Segundo o Ministério Público, a directora coordenadora do DFME, Isabel Almeida, e o director que lhe reportava, António Soares, estavam a par do esquema e foram eles que “escolheram individualmente” os funcionários do departamento que usavam a plataforma. Deram autorização de acesso a nove funcionários (três deles arguidos no processo), mas seis desconheciam os “reais propósitos” prosseguidos pelos outros.

 

Em Lausana, eram vários os interlocutores. A empresa era dirigida por dois gestores que o Ministério Público alega serem testas-de-ferro de Salgado, Alexandre Cadosch e Michel Creton.
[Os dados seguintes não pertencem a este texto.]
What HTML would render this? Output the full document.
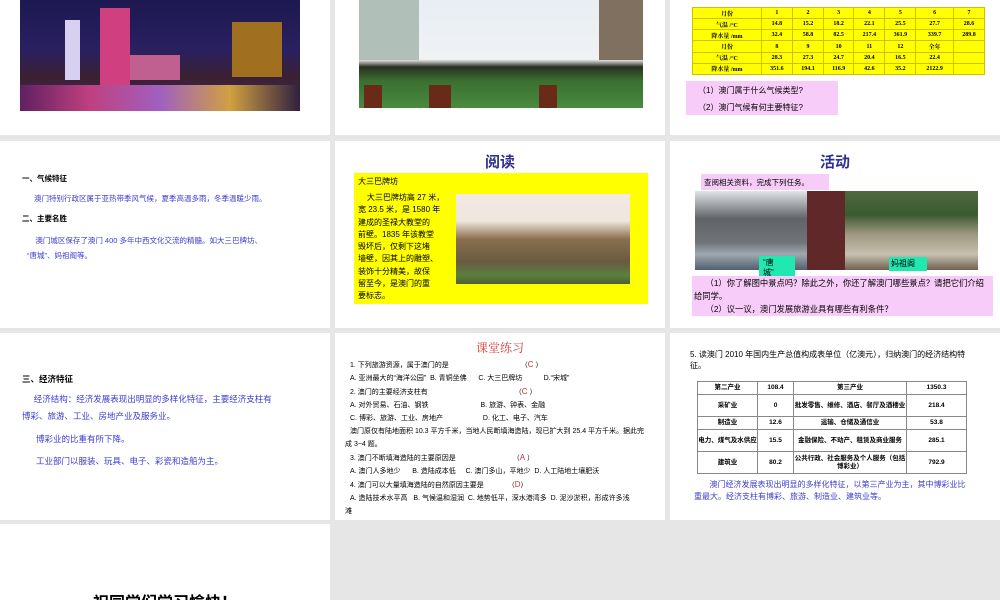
<!DOCTYPE html>
<html><head><meta charset="utf-8"><style>
*{margin:0;padding:0;box-sizing:border-box}
body{width:1000px;height:600px;background:#e6e6e6;position:relative;overflow:hidden;font-family:"Liberation Sans","Noto Sans CJK SC",sans-serif}
.s{position:absolute;background:#fff;overflow:hidden}
.a{position:absolute}
.blue{color:#3c3cd0}
table{border-collapse:collapse}
</style></head><body>
<!-- row1 -->
<div class="s" style="left:0;top:0;width:330px;height:135px">
 <div class="a" style="left:20px;top:0;width:280px;height:111px;overflow:hidden;background:linear-gradient(180deg,#1c1850 0%,#2a2060 45%,#3a2030 70%,#402850 85%,#201830 100%)">
  <div class="a" style="left:45px;top:20px;width:15px;height:60px;background:#d8d0f0"></div>
  <div class="a" style="left:80px;top:8px;width:30px;height:120px;background:#d04080"></div>
  <div class="a" style="left:110px;top:55px;width:50px;height:25px;background:#c06090"></div>
  <div class="a" style="left:212px;top:22px;width:50px;height:55px;background:#a07020"></div>
  <div class="a" style="left:0;top:85px;width:280px;height:26px;background:linear-gradient(90deg,#602060,#c04080,#a060c0,#d0a040,#302040)"></div>
 </div>
</div>
<div class="s" style="left:335px;top:0;width:330px;height:135px">
 <div class="a" style="left:24px;top:0;width:284px;height:108px;overflow:hidden;background:linear-gradient(180deg,#e8eef4 0%,#f0f2f4 55%,#2a3020 62%,#3a7030 75%,#4a8a40 100%)">
  <div class="a" style="left:0;top:0;width:60px;height:60px;background:#b0c0b8"></div>
  <div class="a" style="left:240px;top:0;width:44px;height:60px;background:#807060"></div>
  <div class="a" style="left:5px;top:85px;width:18px;height:23px;background:#6a2a18"></div>
  <div class="a" style="left:70px;top:85px;width:22px;height:23px;background:#6a2a18"></div>
  <div class="a" style="left:180px;top:85px;width:18px;height:23px;background:#6a2a18"></div>
 </div>
</div>
<div class="s" style="left:670px;top:0;width:330px;height:135px;font-family:'Liberation Serif','Noto Serif CJK SC',serif">
 <table class="a" style="left:22px;top:7px;width:293px;height:68px;background:#ffff00;font-size:6px;font-weight:bold;text-align:center" border="1" bordercolor="#d0c000">
  <tr><td>月份</td><td>1</td><td>2</td><td>3</td><td>4</td><td>5</td><td>6</td><td>7</td></tr>
  <tr><td>气温 /°C</td><td>14.8</td><td>15.2</td><td>18.2</td><td>22.1</td><td>25.5</td><td>27.7</td><td>28.6</td></tr>
  <tr><td>降水量 /mm</td><td>32.4</td><td>58.8</td><td>82.5</td><td>217.4</td><td>361.9</td><td>339.7</td><td>289.8</td></tr>
  <tr><td>月份</td><td>8</td><td>9</td><td>10</td><td>11</td><td>12</td><td>全年</td><td></td></tr>
  <tr><td>气温 /°C</td><td>28.3</td><td>27.3</td><td>24.7</td><td>20.4</td><td>16.5</td><td>22.4</td><td></td></tr>
  <tr><td>降水量 /mm</td><td>351.6</td><td>194.1</td><td>116.9</td><td>42.6</td><td>35.2</td><td>2122.9</td><td></td></tr>
 </table>
 <div class="a" style="left:16px;top:81px;width:152px;height:34px;background:#f8ccf8;font-size:8px;padding:1px 0 0 12px;line-height:17px;font-family:'Liberation Sans','Noto Sans CJK SC',sans-serif">（1）澳门属于什么气候类型?<br>（2）澳门气候有何主要特征?</div>
</div>
<!-- row2 -->
<div class="s" style="left:0;top:141px;width:330px;height:187px;font-size:7.5px">
 <div class="a" style="left:22px;top:32px;font-weight:bold">一、气候特征</div>
 <div class="a blue" style="left:34px;top:52px">澳门特别行政区属于亚热带季风气候，夏季高温多雨，冬季温暖少雨。</div>
 <div class="a" style="left:22px;top:72px;font-weight:bold">二、主要名胜</div>
 <div class="a blue" style="left:27px;top:92px;width:270px;line-height:15px">&nbsp;&nbsp;&nbsp;&nbsp;澳门城区保存了澳门 400 多年中西文化交流的精髓。如大三巴牌坊、<br>“唐城”、妈祖阁等。</div>
</div>
<div class="s" style="left:335px;top:141px;width:330px;height:187px">
 <div class="a" style="left:0;width:330px;top:10px;text-align:center;font-size:15px;font-weight:bold;color:#303090">阅读</div>
 <div class="a" style="left:19px;top:32px;width:294px;height:131px;background:#ffff00;font-size:8px;line-height:12.3px">
  <div class="a" style="left:4px;top:3px">大三巴牌坊</div>
  <div class="a" style="left:4px;top:19px;white-space:nowrap">&nbsp;&nbsp;&nbsp;&nbsp;大三巴牌坊高 27 米，<br>宽 23.5 米，是 1580 年<br>建成的圣禄大教堂的<br>前壁。1835 年该教堂<br>毁坏后，仅剩下这堵<br>墙壁，因其上的雕塑、<br>装饰十分精美，故保<br>留至今，是澳门的重<br>要标志。</div>
  <div class="a" style="left:102px;top:21px;width:174px;height:90px;background:linear-gradient(180deg,#f2ebe4 0%,#efe6dc 30%,#8a7050 50%,#6a5a40 75%,#5a8040 90%,#506030 100%)"></div>
 </div>
</div>
<div class="s" style="left:670px;top:141px;width:330px;height:187px">
 <div class="a" style="left:0;width:330px;top:10px;text-align:center;font-size:15px;font-weight:bold;color:#303090">活动</div>
 <div class="a" style="left:31px;top:33px;width:128px;height:16px;background:#f8ccf8;font-size:7.5px;padding:3px 0 0 3px">查阅相关资料，完成下列任务。</div>
 <div class="a" style="left:25px;top:50px;width:112px;height:79px;background:linear-gradient(180deg,#e0e4e8 0%,#606468 35%,#707478 65%,#a0a8b0 80%,#506070 100%)"></div>
 <div class="a" style="left:137px;top:50px;width:38px;height:79px;background:#602828"></div>
 <div class="a" style="left:175px;top:50px;width:133px;height:79px;background:linear-gradient(180deg,#506840 0%,#3a5a30 30%,#a09880 55%,#c8c0b0 80%,#706050 100%)"></div>
 <div class="a" style="left:89px;top:115px;width:36px;height:24px;background:#20e8b0;font-size:8px;line-height:10px;padding:2px 4px">“唐<br>城”</div>
 <div class="a" style="left:219px;top:116px;width:38px;height:14px;background:#20e8b0;font-size:8px;padding:1px 2px">妈祖阁</div>
 <div class="a" style="left:22px;top:135px;width:301px;height:40px;background:#f8ccf8;font-size:8.3px;line-height:13px;padding:1px 2px">&nbsp;&nbsp;&nbsp;&nbsp;&nbsp;（1）你了解图中景点吗？除此之外，你还了解澳门哪些景点？请把它们介绍给同学。<br>&nbsp;&nbsp;&nbsp;&nbsp;&nbsp;（2）议一议，澳门发展旅游业具有哪些有利条件？</div>
</div>
<!-- row3 -->
<div class="s" style="left:0;top:333px;width:330px;height:187px;font-size:8.5px">
 <div class="a" style="left:22px;top:40px;font-weight:bold">三、经济特征</div>
 <div class="a blue" style="left:22px;top:58px;width:280px;line-height:17px">&nbsp;&nbsp;&nbsp;&nbsp;&nbsp;经济结构：经济发展表现出明显的多样化特征，主要经济支柱有<br>博彩、旅游、工业、房地产业及服务业。</div>
 <div class="a blue" style="left:36px;top:100px">博彩业的比重有所下降。</div>
 <div class="a blue" style="left:36px;top:122px">工业部门以服装、玩具、电子、彩瓷和造船为主。</div>
</div>
<div class="s" style="left:335px;top:333px;width:330px;height:187px;font-size:7px;line-height:13px">
 <div class="a" style="left:0;width:330px;top:9px;text-align:center;font-size:12px;color:#d04040;font-family:'Liberation Serif','Noto Serif CJK SC',serif">课堂练习</div>
 <div class="a" style="left:15px;top:25px;width:315px;white-space:nowrap">
  <div>1. 下列旅游资源，属于澳门的是 <span style="margin-left:70px">（<span style="color:#d03030;font-size:8px">C</span> ）</span></div>
  <div>A. 亚洲最大的“海洋公园” &nbsp;B. 青铜坐佛 &nbsp;&nbsp;&nbsp;&nbsp;&nbsp;C. 大三巴牌坊 &nbsp;&nbsp;&nbsp;&nbsp;&nbsp;&nbsp;&nbsp;&nbsp;&nbsp;&nbsp;D.“宋城”</div>
  <div>2. 澳门的主要经济支柱有 <span style="margin-left:85px">（<span style="color:#d03030;font-size:8px">C</span> ）</span></div>
  <div>A. 对外贸易、石油、钢铁 <span style="margin-left:50px">B. 旅游、钟表、金融</span></div>
  <div>C. 博彩、旅游、工业、房地产 <span style="margin-left:38px">D. 化工、电子、汽车</span></div>
  <div>澳门原仅有陆地面积 10.3 平方千米，当地人民断填海造陆，现已扩大到 25.4 平方千米。据此完</div>
  <div style="margin-left:-5px">成 3~4 题。</div>
  <div>3. 澳门不断填海造陆的主要原因是 <span style="margin-left:55px">（<span style="color:#d03030;font-size:8px">A</span> ）</span></div>
  <div>A. 澳门人多地少 &nbsp;&nbsp;&nbsp;&nbsp;&nbsp;B. 造陆成本低 &nbsp;&nbsp;&nbsp;&nbsp;C. 澳门多山，平地少 &nbsp;D. 人工陆地土壤肥沃</div>
  <div>4. 澳门可以大量填海造陆的自然原因主要是 <span style="margin-left:22px">（<span style="color:#d03030;font-size:8px">D</span>）</span></div>
  <div>A. 造陆技术水平高 &nbsp;&nbsp;B. 气候温和湿润 &nbsp;C. 地势低平，深水港湾多 &nbsp;D. 泥沙淤积，形成许多浅</div>
  <div style="margin-left:-5px">滩</div>
 </div>
</div>
<div class="s" style="left:670px;top:333px;width:330px;height:187px;font-size:8px">
 <div class="a" style="left:20px;top:16px;width:280px;line-height:11px">5. 读澳门 2010 年国内生产总值构成表单位（亿澳元），归纳澳门的经济结构特征。</div>
 <table class="a" style="left:27px;top:48px;width:270px;font-size:6.5px;font-weight:bold;text-align:center;line-height:8px" border="1" bordercolor="#888">
  <tr style="height:13px"><td style="width:60px">第二产业</td><td style="width:36px">108.4</td><td style="width:113px">第三产业</td><td>1350.3</td></tr>
  <tr style="height:22px"><td>采矿业</td><td>0</td><td>批发零售、维修、酒店、餐厅及酒楼业</td><td>218.4</td></tr>
  <tr style="height:13px"><td>制造业</td><td>12.6</td><td>运输、仓储及通信业</td><td>53.8</td></tr>
  <tr style="height:22px"><td>电力、煤气及水供应</td><td>15.5</td><td>金融保险、不动产、租赁及商业服务</td><td>285.1</td></tr>
  <tr style="height:22px"><td>建筑业</td><td>80.2</td><td>公共行政、社会服务及个人服务（包括博彩业）</td><td>792.9</td></tr>
 </table>
 <div class="a blue" style="left:24px;top:146px;width:285px;line-height:12px">&nbsp;&nbsp;&nbsp;&nbsp;&nbsp;&nbsp;&nbsp;澳门经济发展表现出明显的多样化特征，以第三产业为主，其中博彩业比<br>重最大。经济支柱有博彩、旅游、制造业、建筑业等。</div>
</div>
<!-- row4 -->
<div class="s" style="left:0;top:524px;width:330px;height:76px">
 <div class="a" style="left:0;width:330px;top:65px;text-align:center;font-size:16px;font-weight:bold">祝同学们学习愉快！</div>
</div>
</body></html>
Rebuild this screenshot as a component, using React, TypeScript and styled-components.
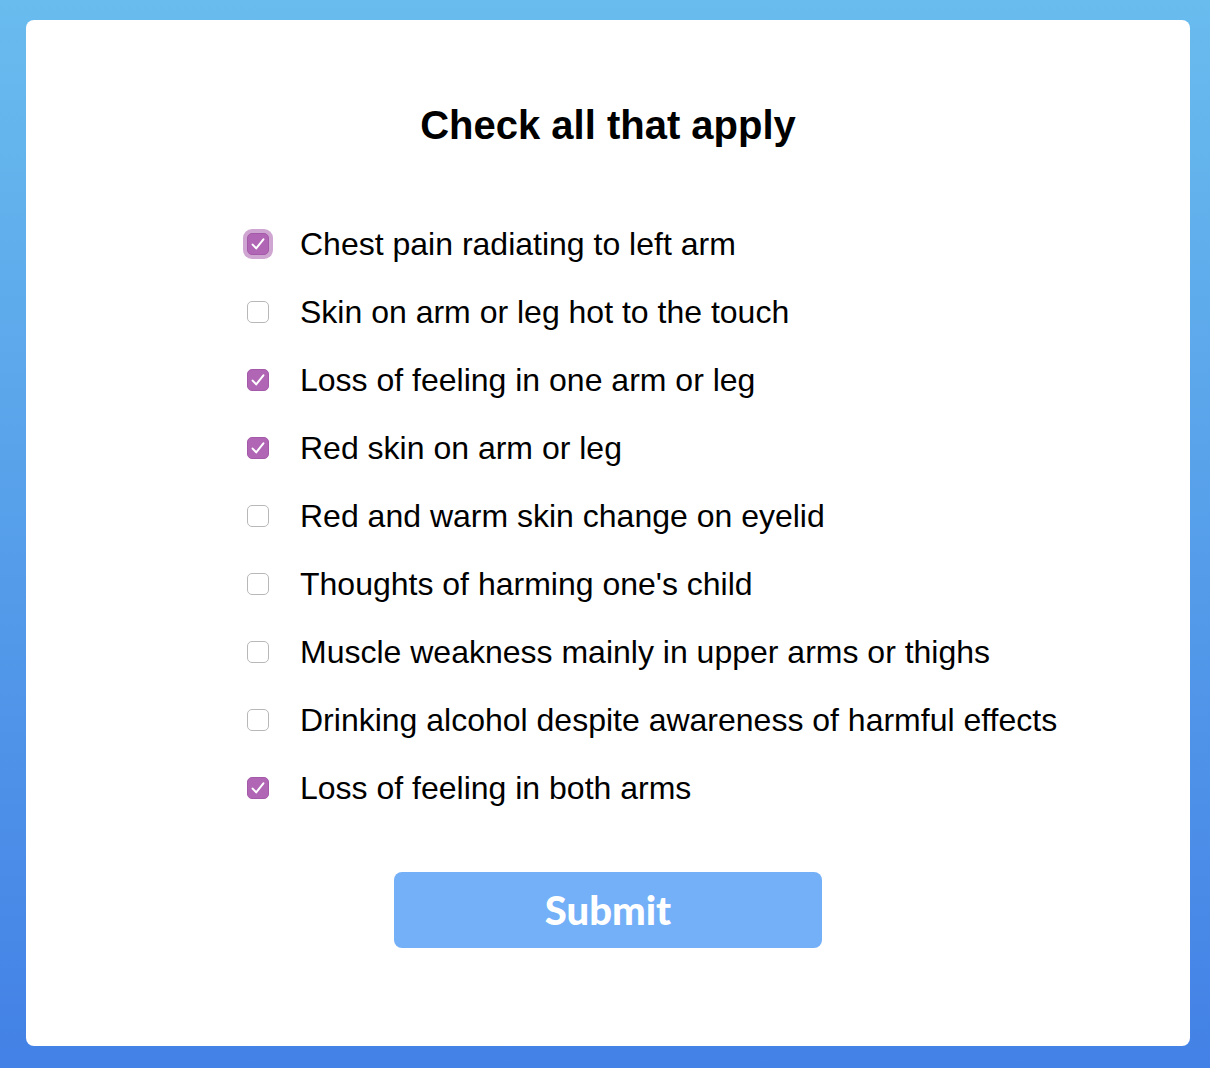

E era sob os alegados “comandos criminosos” dos dois que os funcionários da Eurofin recebiam as instruções de Lisboa sobre o que fazer com os veículos offshore.

 

Cadosch, Creton e um terceiro gestor suíço, Nicoló di San Germano, tornaram-se accionistas da Eurofin em 2010, porque foi a forma que Salgado encontrou para camuflar a ligação do GES. Os três foram financiados indirectamente pela Espírito Santo Resources (ESR), sediada nas Baamas, através de contratos que, na verdade, pretendiam “dissimular a ligação directa entre a origem do dinheiro, a ESR, e os seus destinatários, os accionistas/administradores nominativamente escolhidos” por Salgado.

 

Essas alterações deram-se quando o sistema de comunicação não oficial já funcionava. Ao longo dos anos, os quadros do BES em Lisboa — Amílcar Morais Pires, Isabel Almeida e António Soares, todos eles arguidos no processo — “conceberam três perfis” que eram usados diariamente. Um primeiro teve três nomes: “consult”, “lisco” e “nuno”; um segundo chamava-se “lismes” ou “discover”; e um terceiro actuava com o nome “lisad”.

 

À procura dos registos

O Ministério Público não tem dúvidas de que os utilizadores do CPS “tinham perfeita noção do seu carácter reservado”. No BES, três funcionárias do departamento financeiro “tinham o controlo do registo e reconciliação de operações sobre títulos realizadas pelas sociedades de investimento Eurofin” para verificarem a situação patrimonial desses veículos.

 

O perfil “lismes”/“discover”, por exemplo, servia para a “troca de ficheiros organizados relativos a operações, informação sobre liquidez disponível, transmissão de consolidação de posições patrimoniais das várias sociedades de investimento, reconciliação de títulos transaccionados, indicação das posições em carteira por sociedade, indicação de saldos de contas bancárias, remessa de ficheiros recapitulativos das operações com a ESR [Espírito Santo Resources] e indicação das necessidades de liquidez de outros negócios de Ricardo Salgado noutros veículos Eurofin.”

 

A partir de Julho de 2014, mês em que Salgado deixa a presidência do BES, o acesso à plataforma secreta foi “desconectado”, sem que a equipa de investigação do DCIAP tenha conseguido saber quem desligara o sistema.

 

Quando em Novembro seguinte o Ministério Público descobriu o canal no BES/Novo Banco, verificou que “o registo histórico dos dados” da actividade desenvolvida desde 2006 “não existia” nos sistemas informáticos operativos da instituição de crédito. No entanto, foi descobri-lo mais tarde em Lausana, pois Alexandre Cadosch e Michel Creton ainda tinham esse conteúdo guardado “em Agosto de 2015” na sede da Eurofin.

 

Salgado, Morais Pires, Almeida, Soares, Cadosch e Creton são seis das 18 pessoas a quem o Ministério Público imputou crimes.